> _Work to complete_: Collect all lines from the listing that include the string "styles".

####

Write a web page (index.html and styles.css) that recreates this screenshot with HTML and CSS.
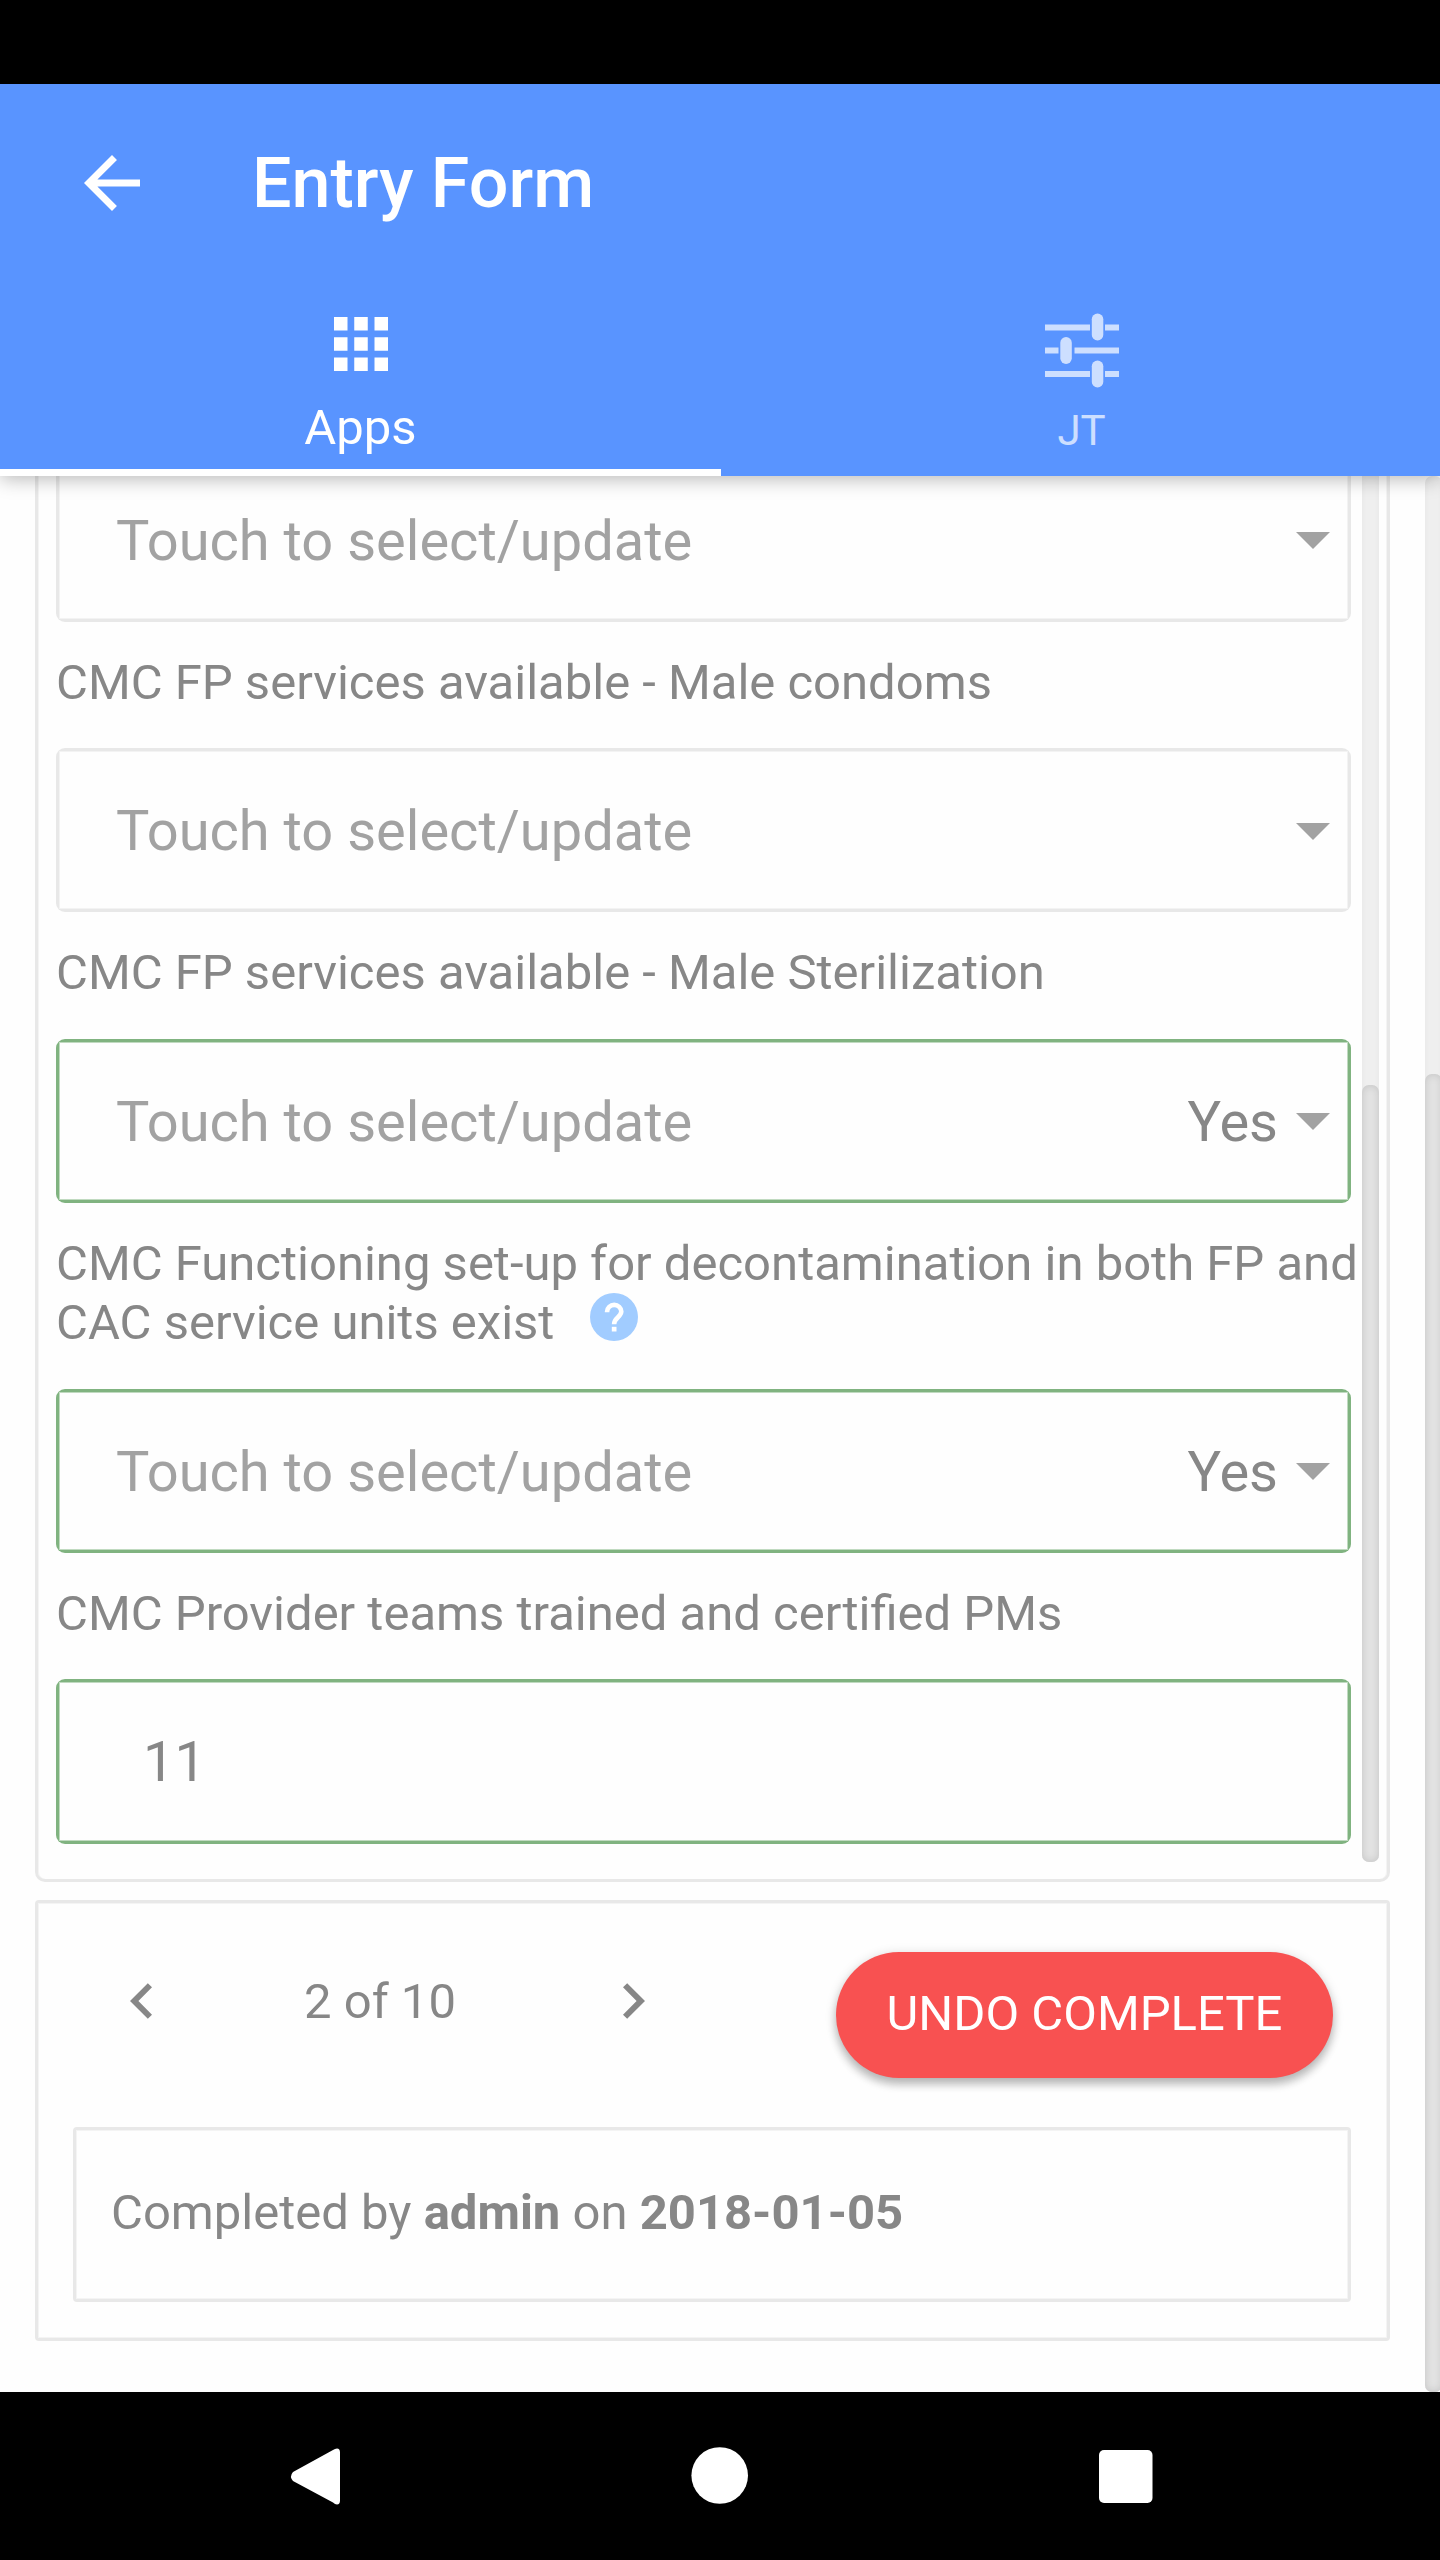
FILE: index.html
```html
<!DOCTYPE html>
<html lang="en">
<head>
<meta charset="utf-8">
<title>Entry Form</title>
<link rel="stylesheet" href="styles.css">
</head>
<body>
<div class="screen">
  <div class="status-bar"></div>
  <header class="header">
    <div class="toolbar">
      <svg class="back" viewBox="0 0 24 24"><path d="M20 11H7.83l5.59-5.59L12 4l-8 8 8 8 1.41-1.41L7.83 13H20z"/></svg>
      <h1 class="title">Entry Form</h1>
    </div>
    <nav class="tabs">
      <a class="tab tab-active">
        <svg class="icon-apps" viewBox="4 4 16 16"><path d="M4 8h4V4H4zm6 12h4v-4h-4zm-6 0h4v-4H4zm0-6h4v-4H4zm6 0h4v-4h-4zm6-10v4h4V4zm-6 4h4V4h-4zm6 6h4v-4h-4zm0 6h4v-4h-4z"/></svg>
        <span class="tab-label">Apps</span>
      </a>
      <a class="tab tab-user">
        <svg class="icon-options" viewBox="0 0 74 74"><path d="M0 11h45v6H0zM60 11h14v6H60zM0 34h13.500v6H0zM29.500 34H74v6H29.500zM0 57.500h45v6H0zM60 57.500h14v6H60z"/><rect x="46.800" y="0" width="11.500" height="27" rx="5.750"/><rect x="15.300" y="23.500" width="11.500" height="27" rx="5.750"/><rect x="46.800" y="47" width="11.500" height="27" rx="5.750"/></svg>
        <span class="tab-label tab-label-small">JT</span>
      </a>
    </nav>
  </header>
  <main class="content">
    <section class="entries">
      <div class="fields">
        <div class="box"><span class="hint">Touch to select/update</span><i class="caret"></i></div>
        <label class="label">CMC FP services available - Male condoms</label>
        <div class="box"><span class="hint">Touch to select/update</span><i class="caret"></i></div>
        <label class="label">CMC FP services available - Male Sterilization</label>
        <div class="box saved"><span class="hint">Touch to select/update</span><span class="value">Yes</span><i class="caret"></i></div>
        <label class="label">CMC Functioning set-up for decontamination in both FP and<br>CAC service units exist<svg class="help" viewBox="0 0 48 48"><circle class="help-disc" cx="24" cy="24" r="24"/><path class="help-hook" d="M17.100 19.200v-.6a7.100 6.700 0 0 1 14.200 0c0 5.400-7.200 6-7.200 12.600"/><path class="help-dot" d="M21.800 33.800h4.700v4.700h-4.700z"/></svg></label>
        <div class="box saved"><span class="hint">Touch to select/update</span><span class="value">Yes</span><i class="caret"></i></div>
        <label class="label">CMC Provider teams trained and certified PMs</label>
        <div class="box saved"><span class="number">11</span></div>
      </div>
      <div class="track track-inner"><div class="thumb"></div></div>
    </section>
    <section class="footer-card">
      <div class="actions">
        <div class="pager">
          <svg class="chevron" viewBox="8 6 7.410 12"><path d="M15.410 7.410L14 6l-6 6 6 6 1.410-1.410L10.830 12z"/></svg>
          <span class="count">2 of 10</span>
          <svg class="chevron" viewBox="8.590 6 7.410 12"><path d="M10 6L8.590 7.410 13.170 12l-4.580 4.590L10 18l6-6z"/></svg>
        </div>
        <button class="undo">UNDO COMPLETE</button>
      </div>
      <p class="completed">Completed by <b>admin</b> on <b>2018-01-05</b></p>
    </section>
    <div class="track track-outer"><div class="thumb"></div></div>
  </main>
  <nav class="system-nav">
    <svg viewBox="0 0 1440 168"><path d="M337 56.500q3 0 3 4v48q0 4-3 4-2 0-4-2L293 89q-4-4.500 0-9L333 58q2-1.500 4-1.500z"/><circle cx="719.700" cy="83.500" r="28.300"/><rect x="1099" y="58" width="53.500" height="53" rx="5"/></svg>
  </nav>
</div>
</body>
</html>
```
FILE: styles.css
```css
* { box-sizing: border-box; }
body {
  margin: 0;
  font-family: Roboto, "Liberation Sans", sans-serif;
  font-size: 49px;
  color: #878787;
  background: #fefefe;
}
.screen {
  display: flex;
  flex-direction: column;
  width: 1440px;
  height: 2560px;
  overflow: hidden;
}
.status-bar { height: 84px; background: #000; }

.header {
  position: relative;
  z-index: 2;
  height: 392px;
  background: #5994ff;
  color: #fff;
  fill: #fff;
  box-shadow: 0 3px 18px rgba(0, 0, 0, .28);
}
.toolbar {
  display: flex;
  align-items: center;
  height: 197px;
  padding-left: 70px;
}
.back { width: 84px; height: 84px; }
.title {
  margin: 0 0 0 98px;
  font-size: 70px;
  font-weight: 500;
  line-height: 82px;
}
.tabs { display: flex; height: 195px; }
.tab {
  flex: 1;
  display: flex;
  flex-direction: column;
  align-items: center;
  padding-top: 36px;
}
.tab-active { flex: 0 0 721px; box-shadow: inset 0 -7px #fff; }
.icon-apps { width: 54px; height: 54px; }
.tab-label { margin-top: 27px; line-height: 59px; }
.tab-user { padding: 32px 0 0 2px; opacity: .7; }
.icon-options { width: 74px; height: 75px; }
.tab-label-small { margin-top: 14px; font-size: 42px; line-height: 58px; }

.content {
  position: relative;
  flex: 1;
  display: flex;
  flex-direction: column;
  padding: 0 50px 51px 35px;
}
.entries {
  display: flex;
  height: 1406px;
  border: 3px solid #e8e8e8;
  border-top: 0;
  border-radius: 0 0 10px 10px;
  box-shadow: inset -1px 0 #f4f4f4, inset 1px 0 #f4f4f4;
}
.fields {
  display: flex;
  flex-direction: column;
  justify-content: flex-end;
  width: 1324px;
  height: 1367.500px;
  padding-left: 18px;
  overflow: hidden;
}
.box {
  --edge: #e8e8e8;
  --edge-soft: #f3f3f3;
  flex: none;
  display: flex;
  align-items: center;
  width: 1295px;
  height: 164.300px;
  padding: 2px 21px 0 60px;
  border-radius: 9px;
  background:
    linear-gradient(#fefefe, #fefefe) center / calc(100% - 8px) calc(100% - 8px) no-repeat,
    linear-gradient(var(--edge-soft), var(--edge-soft)) center / calc(100% - 6px) calc(100% - 6px) no-repeat,
    var(--edge);
}
.saved { --edge: #80b380; --edge-soft: #c0dac0; }
.hint { flex: 1; font-size: 56px; color: #a2a2a2; }
.value { font-size: 56px; }
.caret {
  margin-left: 18px;
  border: 17px solid transparent;
  border-top-color: #a2a2a2;
  border-bottom: 0;
}
.number { padding-left: 27px; font-size: 56px; }
.label {
  flex: none;
  padding: 31px 0 36.400px;
  line-height: 59px;
  white-space: nowrap;
}
.help {
  width: 48px;
  height: 48px;
  margin: -10px 0 -2px 36px;
}
.help-disc { fill: #a1ccff; }
.help-hook { fill: none; stroke: #fff; stroke-width: 4.600; }
.help-dot { fill: #fff; }

.track { width: 17px; background: #efefef; box-shadow: inset 0 0 6px rgba(0, 0, 0, .04); border-radius: 7px; }
.thumb {
  border-radius: 7px;
  background: #e3e3e3;
  box-shadow: inset 0 0 9px rgba(0, 0, 0, .14);
}
.track-inner { height: 1385.500px; padding-top: 608.500px; border-top-left-radius: 0; border-top-right-radius: 0; }
.track-inner .thumb { height: 777px; }
.track-outer { position: absolute; top: 0; right: -2px; height: 1916px; padding-top: 598px; }
.track-outer .thumb { height: 1318px; }

.footer-card {
  height: 441px;
  margin-top: 18px;
  padding: 49px 36px 36px 35px;
  border: 3px solid #e8e8e8;
  border-radius: 4px;
  box-shadow: inset 0 0 0 1px #f4f4f4;
}
.actions { display: flex; justify-content: space-between; padding-right: 18px; }
.pager {
  display: flex;
  align-items: center;
  justify-content: space-between;
  width: 515px;
  height: 98px;
  margin-left: 57px;
}
.chevron { width: 22px; height: 36px; fill: #878787; }
.count { margin-right: 15px; padding-top: 2px; line-height: 58px; }
.undo {
  width: 497px;
  height: 126px;
  padding: 0 0 3px;
  border: 0;
  border-radius: 63px;
  background: #f85151;
  color: #fff;
  font: 400 49px Roboto, sans-serif;
  box-shadow: 0 7px 8px rgba(0, 0, 0, .2), 0 2px 12px rgba(0, 0, 0, .16);
}
.completed {
  height: 175px;
  margin: 49px 0 0;
  padding: 0 35px;
  border: 3px solid #e8e8e8;
  border-radius: 4px;
  box-shadow: inset 0 0 0 1px #f4f4f4;
  line-height: 166px;
}
.system-nav { height: 168px; background: #000; fill: #fff; }
.system-nav svg { display: block; width: 1440px; height: 168px; }
```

####

> _Output_:
Write a web page (index.html and styles.css) that recreates this screenshot with HTML and CSS.
<link rel="stylesheet" href="styles.css">
FILE: styles.css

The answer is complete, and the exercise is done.